Goal of the exercise ▸
Everything in the listing except the pictures should be written out exactly.

Rows from a dataset of pages and code
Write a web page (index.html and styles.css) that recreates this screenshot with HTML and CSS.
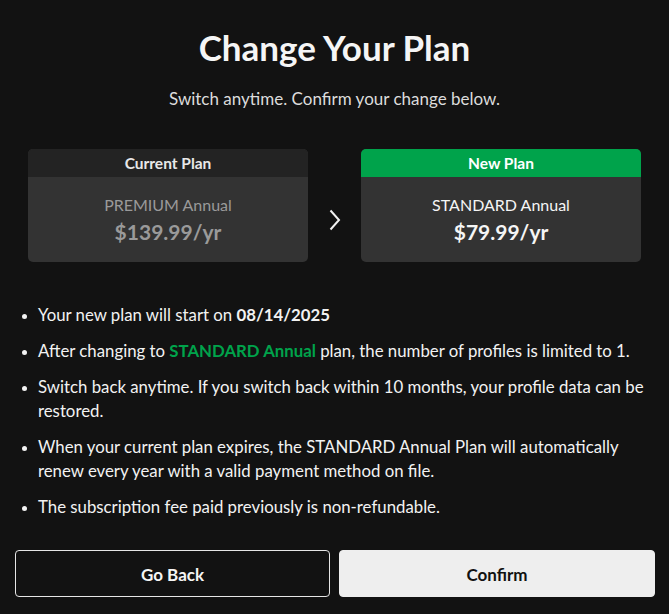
FILE: index.html
```html
<!DOCTYPE html>
<html lang="en">
<head>
<meta charset="utf-8">
<title>Change Your Plan</title>
<link rel="stylesheet" href="styles.css">
</head>
<body>
<main class="page">
  <h1 class="title">Change Your Plan</h1>
  <p class="subtitle">Switch anytime. Confirm your change below.</p>

  <section class="plans">
    <div class="plan">
      <div class="plan-head">Current Plan</div>
      <div class="plan-body plan-body--muted">
        <div class="plan-name">PREMIUM Annual</div>
        <div class="plan-price">$139.99/yr</div>
      </div>
    </div>
    <div class="arrow">
      <svg width="12" height="22" viewBox="0 0 12 22" aria-hidden="true"><path d="M1.5 1.5 L10 11 L1.5 20.5" fill="none" stroke="#f2f2f2" stroke-width="2"/></svg>
    </div>
    <div class="plan">
      <div class="plan-head plan-head--new">New Plan</div>
      <div class="plan-body">
        <div class="plan-name">STANDARD Annual</div>
        <div class="plan-price">$79.99/yr</div>
      </div>
    </div>
  </section>

  <ul class="notes">
    <li>Your new plan will start on <strong>08/14/2025</strong></li>
    <li>After changing to <strong class="green">STANDARD Annual</strong> plan, the number of profiles is limited to 1.</li>
    <li>Switch back anytime. If you switch back within 10 months, your profile data can be restored.</li>
    <li>When your current plan expires, the STANDARD Annual Plan will automatically renew every year with a valid payment method on file.</li>
    <li>The subscription fee paid previously is non-refundable.</li>
  </ul>

  <div class="actions">
    <button class="btn btn--ghost">Go Back</button>
    <button class="btn btn--solid">Confirm</button>
  </div>
</main>
</body>
</html>
```

FILE: styles.css
```css
* { box-sizing: border-box; }
html, body {
  margin: 0;
  background: #121212;
  color: #f2f2f2;
  font-family: Lato, "Noto Sans", sans-serif;
}
.page {
  width: 669px;
  padding: 23px 15px 0 15px;
}
.title {
  margin: 0;
  text-align: center;
  font-size: 35px;
  font-weight: 700;
  line-height: 48px;
  color: #f5f5f5;
}
.subtitle {
  margin: 16px 0 0;
  text-align: center;
  font-size: 17px;
  line-height: 24px;
  color: #dcdcdc;
}
.plans {
  margin: 38px 13px 0;
  display: grid;
  grid-template-columns: 280px 1fr 280px;
  align-items: center;
}
.plan {
  border-radius: 5px;
  overflow: hidden;
  background: #333333;
}
.plan-head {
  height: 28px;
  line-height: 28px;
  text-align: center;
  font-size: 15.5px;
  font-weight: 700;
  background: #232323;
  color: #e8e8e8;
}
.plan-head--new {
  background: #00a34b;
  color: #ffffff;
}
.plan-body {
  height: 85px;
  display: flex;
  flex-direction: column;
  align-items: center;
  justify-content: center;
  padding-top: 2px;
  color: #f5f5f5;
}
.plan-body--muted { color: #9a9a9a; }
.plan-name {
  font-size: 16px;
  line-height: 22px;
}
.plan-price {
  font-size: 21px;
  font-weight: 700;
  line-height: 31px;
}
.arrow {
  display: flex;
  justify-content: center;
  padding-top: 28px;
}
.notes {
  margin: 41px 0 0;
  padding: 0 0 0 23px;
  font-size: 16.8px;
  line-height: 24px;
  color: #f2f2f2;
}
.notes li {
  margin-bottom: 12px;
}
.notes li::marker { font-size: 14px; }
.notes strong { font-weight: 700; }
.green { color: #00a34b; }
.actions {
  margin-top: 31px;
  display: grid;
  grid-template-columns: 315px 316px;
  gap: 9px;
}
.btn {
  height: 47px;
  padding: 2px 0 0;
  border-radius: 4px;
  font-family: inherit;
  font-size: 17px;
  font-weight: 700;
  cursor: pointer;
}
.btn--ghost {
  background: #121212;
  border: 1px solid #e6e6e6;
  color: #f5f5f5;
}
.btn--solid {
  background: #eeeeee;
  border: 1px solid #eeeeee;
  color: #111111;
}
```
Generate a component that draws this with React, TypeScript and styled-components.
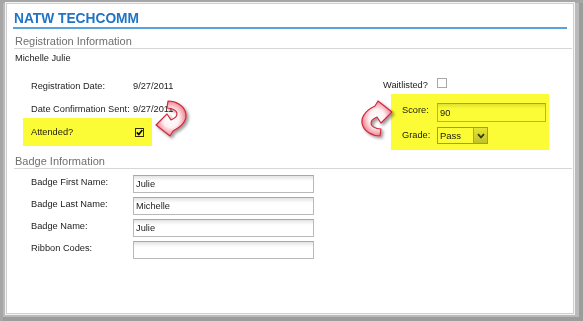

Response to this task ▸
Write a web page (index.html and styles.css) that recreates this screenshot with HTML and CSS.
FILE: index.html
```html
<!DOCTYPE html>
<html lang="en">
<head>
<meta charset="utf-8">
<title>Change Your Plan</title>
<link rel="stylesheet" href="styles.css">
</head>
<body>
<main class="page">
  <h1 class="title">Change Your Plan</h1>
  <p class="subtitle">Switch anytime. Confirm your change below.</p>

  <section class="plans">
    <div class="plan">
      <div class="plan-head">Current Plan</div>
      <div class="plan-body plan-body--muted">
        <div class="plan-name">PREMIUM Annual</div>
        <div class="plan-price">$139.99/yr</div>
      </div>
    </div>
    <div class="arrow">
      <svg width="12" height="22" viewBox="0 0 12 22" aria-hidden="true"><path d="M1.5 1.5 L10 11 L1.5 20.5" fill="none" stroke="#f2f2f2" stroke-width="2"/></svg>
    </div>
    <div class="plan">
      <div class="plan-head plan-head--new">New Plan</div>
      <div class="plan-body">
        <div class="plan-name">STANDARD Annual</div>
        <div class="plan-price">$79.99/yr</div>
      </div>
    </div>
  </section>

  <ul class="notes">
    <li>Your new plan will start on <strong>08/14/2025</strong></li>
    <li>After changing to <strong class="green">STANDARD Annual</strong> plan, the number of profiles is limited to 1.</li>
    <li>Switch back anytime. If you switch back within 10 months, your profile data can be restored.</li>
    <li>When your current plan expires, the STANDARD Annual Plan will automatically renew every year with a valid payment method on file.</li>
    <li>The subscription fee paid previously is non-refundable.</li>
  </ul>

  <div class="actions">
    <button class="btn btn--ghost">Go Back</button>
    <button class="btn btn--solid">Confirm</button>
  </div>
</main>
</body>
</html>
```

FILE: styles.css
```css
* { box-sizing: border-box; }
html, body {
  margin: 0;
  background: #121212;
  color: #f2f2f2;
  font-family: Lato, "Noto Sans", sans-serif;
}
.page {
  width: 669px;
  padding: 23px 15px 0 15px;
}
.title {
  margin: 0;
  text-align: center;
  font-size: 35px;
  font-weight: 700;
  line-height: 48px;
  color: #f5f5f5;
}
.subtitle {
  margin: 16px 0 0;
  text-align: center;
  font-size: 17px;
  line-height: 24px;
  color: #dcdcdc;
}
.plans {
  margin: 38px 13px 0;
  display: grid;
  grid-template-columns: 280px 1fr 280px;
  align-items: center;
}
.plan {
  border-radius: 5px;
  overflow: hidden;
  background: #333333;
}
.plan-head {
  height: 28px;
  line-height: 28px;
  text-align: center;
  font-size: 15.5px;
  font-weight: 700;
  background: #232323;
  color: #e8e8e8;
}
.plan-head--new {
  background: #00a34b;
  color: #ffffff;
}
.plan-body {
  height: 85px;
  display: flex;
  flex-direction: column;
  align-items: center;
  justify-content: center;
  padding-top: 2px;
  color: #f5f5f5;
}
.plan-body--muted { color: #9a9a9a; }
.plan-name {
  font-size: 16px;
  line-height: 22px;
}
.plan-price {
  font-size: 21px;
  font-weight: 700;
  line-height: 31px;
}
.arrow {
  display: flex;
  justify-content: center;
  padding-top: 28px;
}
.notes {
  margin: 41px 0 0;
  padding: 0 0 0 23px;
  font-size: 16.8px;
  line-height: 24px;
  color: #f2f2f2;
}
.notes li {
  margin-bottom: 12px;
}
.notes li::marker { font-size: 14px; }
.notes strong { font-weight: 700; }
.green { color: #00a34b; }
.actions {
  margin-top: 31px;
  display: grid;
  grid-template-columns: 315px 316px;
  gap: 9px;
}
.btn {
  height: 47px;
  padding: 2px 0 0;
  border-radius: 4px;
  font-family: inherit;
  font-size: 17px;
  font-weight: 700;
  cursor: pointer;
}
.btn--ghost {
  background: #121212;
  border: 1px solid #e6e6e6;
  color: #f5f5f5;
}
.btn--solid {
  background: #eeeeee;
  border: 1px solid #eeeeee;
  color: #111111;
}
```
Generate a component that draws this with React, TypeScript and styled-components.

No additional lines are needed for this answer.